Repeat the material below word for word and leave out all pictures.

## Begin Dataset content

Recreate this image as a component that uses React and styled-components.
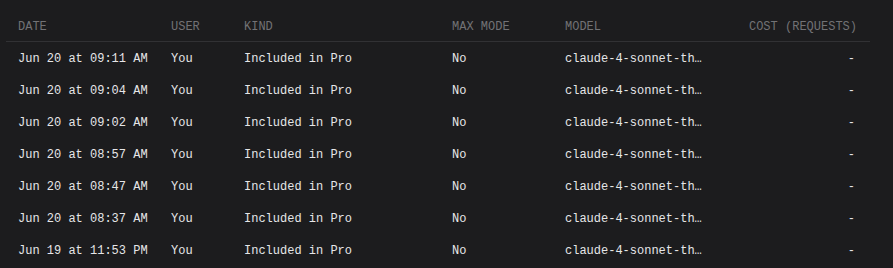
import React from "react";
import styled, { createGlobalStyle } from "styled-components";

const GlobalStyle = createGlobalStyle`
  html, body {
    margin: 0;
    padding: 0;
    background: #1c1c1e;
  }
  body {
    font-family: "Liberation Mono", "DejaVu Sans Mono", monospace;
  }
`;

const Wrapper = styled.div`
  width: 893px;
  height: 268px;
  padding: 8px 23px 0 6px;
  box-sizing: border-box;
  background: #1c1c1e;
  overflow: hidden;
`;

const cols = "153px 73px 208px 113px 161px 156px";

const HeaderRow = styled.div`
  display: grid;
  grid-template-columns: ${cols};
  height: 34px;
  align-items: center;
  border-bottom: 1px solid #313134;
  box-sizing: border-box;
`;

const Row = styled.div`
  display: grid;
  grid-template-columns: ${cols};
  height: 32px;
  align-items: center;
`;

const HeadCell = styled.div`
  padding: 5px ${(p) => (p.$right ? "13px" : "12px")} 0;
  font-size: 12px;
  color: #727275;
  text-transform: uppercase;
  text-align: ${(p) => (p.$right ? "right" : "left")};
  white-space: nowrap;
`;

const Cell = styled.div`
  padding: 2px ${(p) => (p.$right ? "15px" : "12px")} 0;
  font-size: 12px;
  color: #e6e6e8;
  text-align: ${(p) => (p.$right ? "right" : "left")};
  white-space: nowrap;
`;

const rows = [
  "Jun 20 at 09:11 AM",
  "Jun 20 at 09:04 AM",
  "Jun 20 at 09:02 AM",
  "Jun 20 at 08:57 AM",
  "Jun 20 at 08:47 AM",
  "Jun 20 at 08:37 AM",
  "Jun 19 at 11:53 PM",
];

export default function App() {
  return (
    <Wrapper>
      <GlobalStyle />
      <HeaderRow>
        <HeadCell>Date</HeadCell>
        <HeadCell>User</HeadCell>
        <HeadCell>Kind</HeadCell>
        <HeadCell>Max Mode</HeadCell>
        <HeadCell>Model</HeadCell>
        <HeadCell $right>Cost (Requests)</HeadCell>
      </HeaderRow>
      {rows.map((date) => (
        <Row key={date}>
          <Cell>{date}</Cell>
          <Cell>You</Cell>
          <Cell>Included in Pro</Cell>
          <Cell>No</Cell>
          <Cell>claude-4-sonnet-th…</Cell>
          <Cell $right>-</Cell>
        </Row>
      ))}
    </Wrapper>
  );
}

## End Dataset content

## Completed task
Recreate this image as a component that uses React and styled-components.
import React from "react";
import styled, { createGlobalStyle } from "styled-components";

const GlobalStyle = createGlobalStyle`
  html, body {
    margin: 0;
    padding: 0;
    background: #1c1c1e;
  }
  body {
    font-family: "Liberation Mono", "DejaVu Sans Mono", monospace;
  }
`;

const Wrapper = styled.div`
  width: 893px;
  height: 268px;
  padding: 8px 23px 0 6px;
  box-sizing: border-box;
  background: #1c1c1e;
  overflow: hidden;
`;

const cols = "153px 73px 208px 113px 161px 156px";

const HeaderRow = styled.div`
  display: grid;
  grid-template-columns: ${cols};
  height: 34px;
  align-items: center;
  border-bottom: 1px solid #313134;
  box-sizing: border-box;
`;

const Row = styled.div`
  display: grid;
  grid-template-columns: ${cols};
  height: 32px;
  align-items: center;
`;

const HeadCell = styled.div`
  padding: 5px ${(p) => (p.$right ? "13px" : "12px")} 0;
  font-size: 12px;
  color: #727275;
  text-transform: uppercase;
  text-align: ${(p) => (p.$right ? "right" : "left")};
  white-space: nowrap;
`;

const Cell = styled.div`
  padding: 2px ${(p) => (p.$right ? "15px" : "12px")} 0;
  font-size: 12px;
  color: #e6e6e8;
  text-align: ${(p) => (p.$right ? "right" : "left")};
  white-space: nowrap;
`;

const rows = [
  "Jun 20 at 09:11 AM",
  "Jun 20 at 09:04 AM",
  "Jun 20 at 09:02 AM",
  "Jun 20 at 08:57 AM",
  "Jun 20 at 08:47 AM",
  "Jun 20 at 08:37 AM",
  "Jun 19 at 11:53 PM",
];

export default function App() {
  return (
    <Wrapper>
      <GlobalStyle />
      <HeaderRow>
        <HeadCell>Date</HeadCell>
        <HeadCell>User</HeadCell>
        <HeadCell>Kind</HeadCell>
        <HeadCell>Max Mode</HeadCell>
        <HeadCell>Model</HeadCell>
        <HeadCell $right>Cost (Requests)</HeadCell>
      </HeaderRow>
      {rows.map((date) => (
        <Row key={date}>
          <Cell>{date}</Cell>
          <Cell>You</Cell>
          <Cell>Included in Pro</Cell>
          <Cell>No</Cell>
          <Cell>claude-4-sonnet-th…</Cell>
          <Cell $right>-</Cell>
        </Row>
      ))}
    </Wrapper>
  );
}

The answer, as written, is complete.